Buildings


Roma Agarwal wrote this awesome book on constructions (buildings, bridges etc) titled Built. Like many Westerners, she switched fields during college, from physics to structural engineering. The reason for her pivot? She stumbled upon engineers making the stuff that would be used by physicists!
“One was designing a metal holder for a glass lens – a simple task, you might think, except that the whole apparatus had to be cooled to minus 70 Celsius. Metal contracts more than glass, and unless the holder was cleverly and carefully designed, the cooling metal would crush the lens.”
It was an eye-opening moment for her:
“Suddenly, it became very clear to me: I wanted to use physics and maths to solve practical problems.”

And boy, did she become a passionate engineer, as the book shows.
“A major part of the engineer’s job is figuring out how structures can withstand the manifold forces that push, pull, shake, twist, squash, bend, rend, split, snap or tear them apart.”
The solution is easy… in theory:
“It is vital for an engineer to understand where the forces are flowing, what kind of force it is, and then to make sure that the structure transmitting the force is strong enough for the job.”
Gravity, she says, is the easiest force for an engineer to deal with. It acts in a single direction after all, and thus easy to plug into a maths equation even before computers. On the other hand:
“Other equally destructive forces are not so easily reduced to equations.”

But first, concrete and steel were game changers, they were “so much stronger than timber” allowing us to “build taller towers and longer bridges”. And with taller buildings, wind became a key factor to contend with. Unlike gravity, wind is “random, fluctuating, unpredictable”. No wonder computer simulations are so critical today in the construction of skyscrapers.

There are two solutions for the wind problem: (1) At the center of a building, build a spine or skeleton like structure that holds it together; or (2) Build an exoskeleton, an outer shell, around the building that takes the beating and transmits the wind force to the base safely. Regardless of the solution, a building will still sway at high winds. Yes, buildings do sway! Strangely though:
“The swaying in itself is not a problem, what’s important is how fast the building sways and for how long.”
The limits on both aspects (sway duration and sway speed) are based on the threshold at which human inhabitants feel uneasy. Tall buildings use a massive pendulum called the “tuned mass damper” to absorb the energy of swaying, thereby slowing the speed of the sway and causing the sway to die out fast.

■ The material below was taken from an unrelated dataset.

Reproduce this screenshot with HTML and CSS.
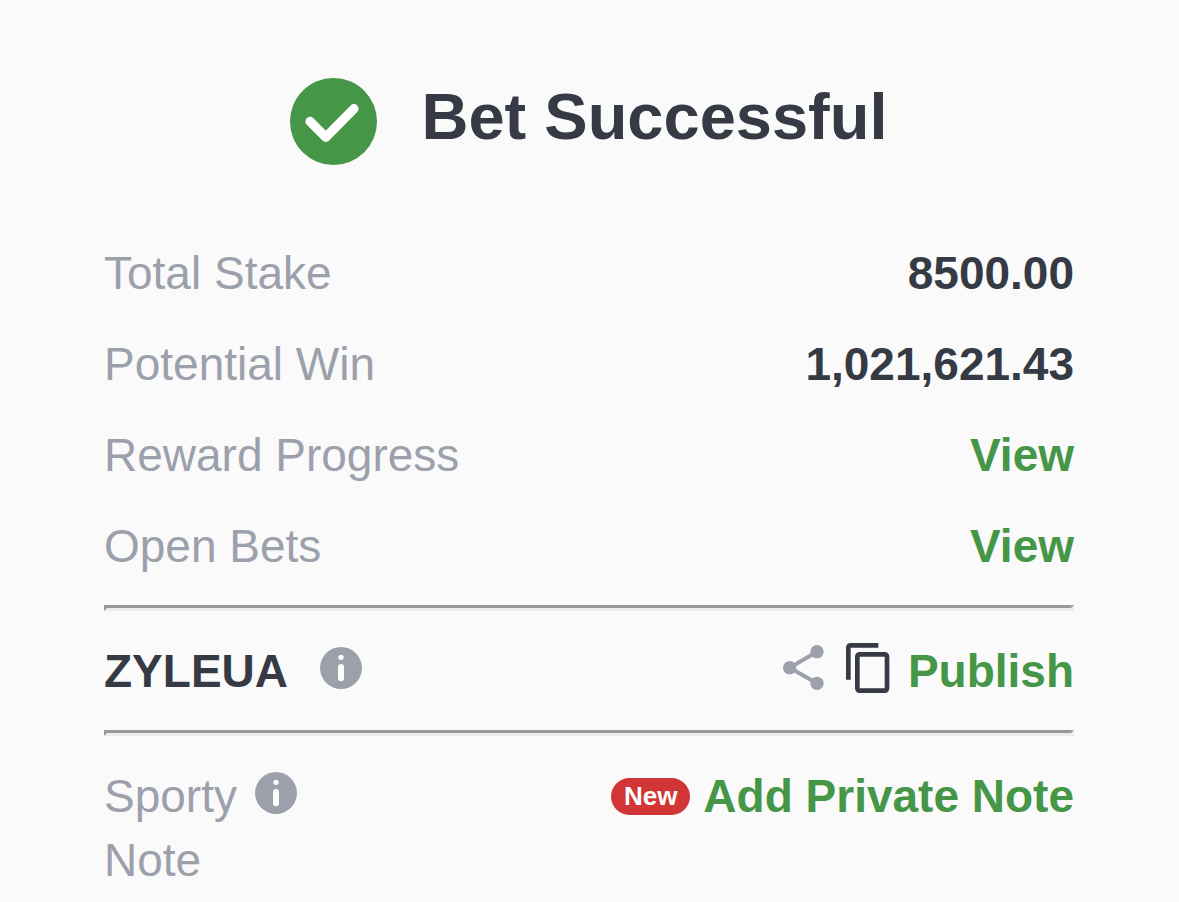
FILE: index.html
```html
<!DOCTYPE html>
<html lang="en">
<head>
    <meta charset="UTF-8">
    <meta name="viewport" content="width=device-width, initial-scale=1.0">
    <title>Bet Successful</title>
    <link rel="stylesheet" href="styles.css">
</head>
<body>
    <main class="bet-slip">
        <div class="header">
            <svg class="check-icon" viewBox="0 0 260 260" aria-hidden="true">
                <circle cx="130" cy="130" r="130" fill="#459647"/>
                <path d="M60 130 L107 177 L191 92" fill="none" stroke="#fff" stroke-width="28" stroke-linecap="round" stroke-linejoin="round"/>
            </svg>
            <h1>Bet Successful</h1>
        </div>

        <div class="details">
            <div class="row">
                <span class="label">Total Stake</span>
                <span class="value">8500.00</span>
            </div>
            <div class="row">
                <span class="label">Potential Win</span>
                <span class="value">1,021,621.43</span>
            </div>
            <div class="row">
                <span class="label">Reward Progress</span>
                <a class="link" href="#rewards">View</a>
            </div>
            <div class="row">
                <span class="label">Open Bets</span>
                <a class="link" href="#bets">View</a>
            </div>
        </div>

        <hr>

        <div class="row">
            <div class="code">
                <span class="value">ZYLEUA</span>
                <button class="icon-btn" type="button" aria-label="About booking code">
                    <svg class="info-icon" viewBox="0 0 126 126" aria-hidden="true">
                        <circle cx="63" cy="63" r="63" fill="#9ca0ab"/>
                        <circle cx="63" cy="31" r="8" fill="#fff"/>
                        <path d="M63 60 V94" stroke="#fff" stroke-width="18" stroke-linecap="round"/>
                    </svg>
                </button>
            </div>
            <div class="actions">
                <div class="share-tools">
                    <button class="icon-btn" type="button" aria-label="Share">
                        <svg class="share-icon" viewBox="0 0 123 135" aria-hidden="true">
                            <path d="M102 20 L20 68 L102 115" fill="none" stroke="#9ca0ab" stroke-width="12"/>
                            <circle cx="20" cy="68" r="20" fill="#9ca0ab"/>
                            <circle cx="102" cy="20" r="20" fill="#9ca0ab"/>
                            <circle cx="102" cy="115" r="20" fill="#9ca0ab"/>
                        </svg>
                    </button>
                    <button class="icon-btn" type="button" aria-label="Copy">
                        <svg class="copy-icon" viewBox="0 0 132 150" aria-hidden="true">
                            <path d="M7 110 V15 Q7 7 15 7 H97" fill="none" stroke="#353a45" stroke-width="14"/>
                            <rect x="34" y="34" width="89" height="109" rx="7" fill="none" stroke="#353a45" stroke-width="14"/>
                        </svg>
                    </button>
                </div>
                <button class="link" type="button">Publish</button>
            </div>
        </div>

        <hr>

        <div class="row">
            <div class="note">
                <span class="label note-label">Sporty Note</span>
                <button class="icon-btn" type="button" aria-label="About Sporty Note">
                    <svg class="info-icon" viewBox="0 0 126 126" aria-hidden="true">
                        <circle cx="63" cy="63" r="63" fill="#9ca0ab"/>
                        <circle cx="63" cy="31" r="8" fill="#fff"/>
                        <path d="M63 60 V94" stroke="#fff" stroke-width="18" stroke-linecap="round"/>
                    </svg>
                </button>
            </div>
            <div class="add-note">
                <span class="badge">New</span>
                <button class="link" type="button">Add Private Note</button>
            </div>
        </div>
    </main>
</body>
</html>
```
FILE: styles.css
```css
body {
    margin: 0;
    font-family: "Liberation Sans", Arial, sans-serif;
    font-size: 46px;
    line-height: 64px;
    color: #353a45;
    background-color: #fafafa;
}
.bet-slip {
    padding: 78px 105px 0 104px;
}
.header {
    display: flex;
    justify-content: center;
    align-items: flex-start;
    gap: 44px;
    margin-bottom: 76px;
}
.header h1 {
    margin: 0;
    font-size: 65px;
    line-height: 78px;
}
.check-icon {
    width: 87px;
    height: 87px;
}
.details {
    display: flex;
    flex-direction: column;
    gap: 27px;
}
.row {
    display: flex;
    justify-content: space-between;
    align-items: flex-start;
}
.label {
    color: #9ca0ab;
}
.value {
    font-weight: bold;
}
.link {
    padding: 0;
    border: none;
    background: none;
    font: inherit;
    font-weight: bold;
    color: #459647;
    text-decoration: none;
    cursor: pointer;
}
.icon-btn {
    display: flex;
    align-items: center;
    height: 57px;
    padding: 0;
    border: none;
    background: none;
    cursor: pointer;
}
hr {
    margin: 27px 0 28px;
    border: 3px solid;
    border-color: #99999b #ececee #ececee #99999b;
}
.code {
    display: flex;
    gap: 32px;
}
.actions {
    display: flex;
    gap: 18px;
}
.share-tools {
    display: flex;
    gap: 22px;
}
.note {
    display: flex;
    gap: 18px;
}
.note-label {
    width: min-content;
}
.add-note {
    display: flex;
    align-items: center;
    gap: 13px;
}
.badge {
    padding: 0 13px;
    border-radius: 19px;
    font-size: 26px;
    font-weight: bold;
    line-height: 37px;
    color: #fff;
    background-color: #d23535;
}
.info-icon {
    width: 42px;
    height: 42px;
}
.share-icon {
    width: 41px;
    height: 45px;
}
.copy-icon {
    width: 44px;
    height: 50px;
}
```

You’d think something so functional would be hidden, and for the most part it is. Except in Taiwan’s Taipei 101 tower, where the pendulum is a tourist attraction!

Buildings also need to factor in for earthquakes, specifically to make sure the natural frequency of the building does not match that of the earthquake.

Even before terrorism, engineers had learnt the hard way the need to design buildings to “resist explosions”. Why? They’d seen a gas explosion in one apartment leading to “disproportionate collapse” of the entire building. She cites the Bombay Stock Exchange that did not collapse even after terrorist bombs were deliberately targeted at a load bearing column. Another learning came too late, after the exit staircases in the 9/11 towers collapsed, leading to many getting trapped on the higher floors. Since then, exit staircases are protected with concrete etc to ensure they last long enough for people to evacuate.

Given her knowledge and enthusiasm, I was not at all surprised that she ended the topic of buildings with this line:
“Never challenge a structural engineer to a game of Jenga: we know which blocks to remove - how to take chunks out of a structure so that it doesn’t crash.”